Porque en México, un país con millones de analfabetas funcionales producidos por un sistema educativo en ruinas y una televisión privada tóxica, los medios no dependen de sus escasos lectores o radioescuchas sino de la publicidad oficial y las prebendas otorgadas por el gobierno en turno.

“Tú silencias a las voces críticas, difundes mis éxitos imaginarios y ocultas mi incompetencia y mis crímenes; y a cambio yo te condono impuestos y te baño en recursos públicos.” Así podría resumirse el inmundo pacto tácito entre nuestra clase política de pacotilla y nuestra oligarquía mediática, esas dos grandes castas parasitarias que cada día se vuelven más indistinguibles entre sí.
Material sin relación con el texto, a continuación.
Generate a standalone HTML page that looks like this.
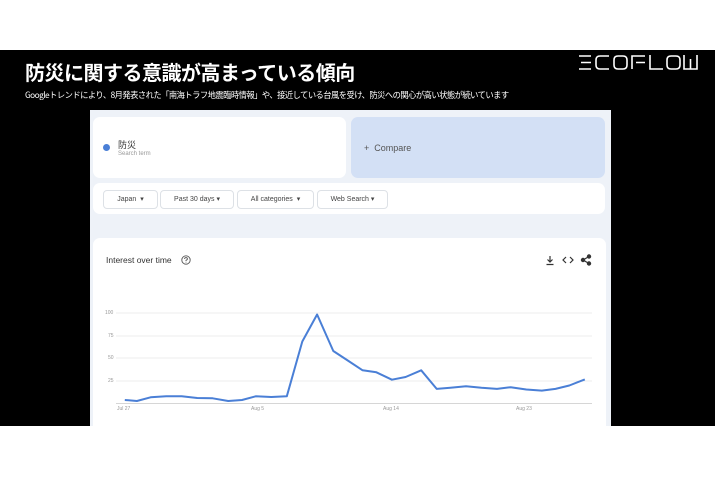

Por eso me parece simplista y torpe reducir la legítima indignación ciudadana ante esta afrenta a una histérica “defensa de Aristegui”. Desde luego que no hay nada de malo en apoyar a una mujer honorable cuando es víctima de una injusticia tan evidente, pero en este caso, personalizar me parece un error estratégico pues, con razón o sin ella, Aristegui es percibida por muchos como vocera de la izquierda y sus presuntas afinidades ideológicas se prestan a la partidización de un asunto que nos afecta a todos, independientemente de nuestra filiación política. Además, el papel de mártir termina siempre por ser antipático y no le va a una mujer tan fuerte y exitosa como ella, que sin lugar a dudas se recuperará de este traspié y terminará triunfando sobre sus obtusos censores.

Lo que deberíamos de estar defendiendo, y al hacerlo defenderíamos también a Aristegui, es nuestro derecho fundamental a la información. Porque todos perdemos cada vez que una voz crítica es acallada y cada vez que un oligarca o un politicastro nos roba una opción informativa. A nadie, salvo a un grupúsculo minúsculo, le conviene que los criminales que nos gobiernan o los gángsters que lucran con bienes públicos, puedan deshacerse con tanta facilidad de los periodistas que realmente cumplen con su trabajo revelando sus abusos, incompetencias y latrocinios.

Todos ganamos, por ejemplo, cuando Aristegui exhibió la humilde casita blanca del enano (no me refiero a su estatura física sino a la política, moral e intelectual) rencoroso que habita Los Pinos. No importa si la escuchábamos o leíamos cotidianamente, el servicio que nos prestó a todos al desenmascarar al falso redentor como un vulgar ladrón es inestimable y aportó más a nuestra lenta consolidación democrática que las reformas de relumbrón impulsadas por este gobierno enamorado de las apariencias.

Me parece patético y descorazonador que haya quienes, sin pertenecer al puñado de familias que expolian inescrupolosamente al país desde hace décadas o sin ser uno de sus bien pagados lacayos, prefieran ponerse del lado de los censores en un ultraje tan obvio como este sólo porque Aristegui les cae mal o tienen alguna preferencia política. El dinero que esta gentuza se roba y los bienes públicos con los que lucran son de todos los mexicanos y con su corrupción criminal impiden la posibilidad de un futuro mejor y transforman nuestra existencia cotidiana  en un infierno intolerable.

No debería ser necesario tener que recordar una perogrullada como esta, pero un país sin medios de comunicación independientes, libres y críticos jamás podrá considerarse moderno o plenamente democrático, sin importar cuántas “reformas” y pactos huecos firmen los cárteles políticos y económicos en la cima.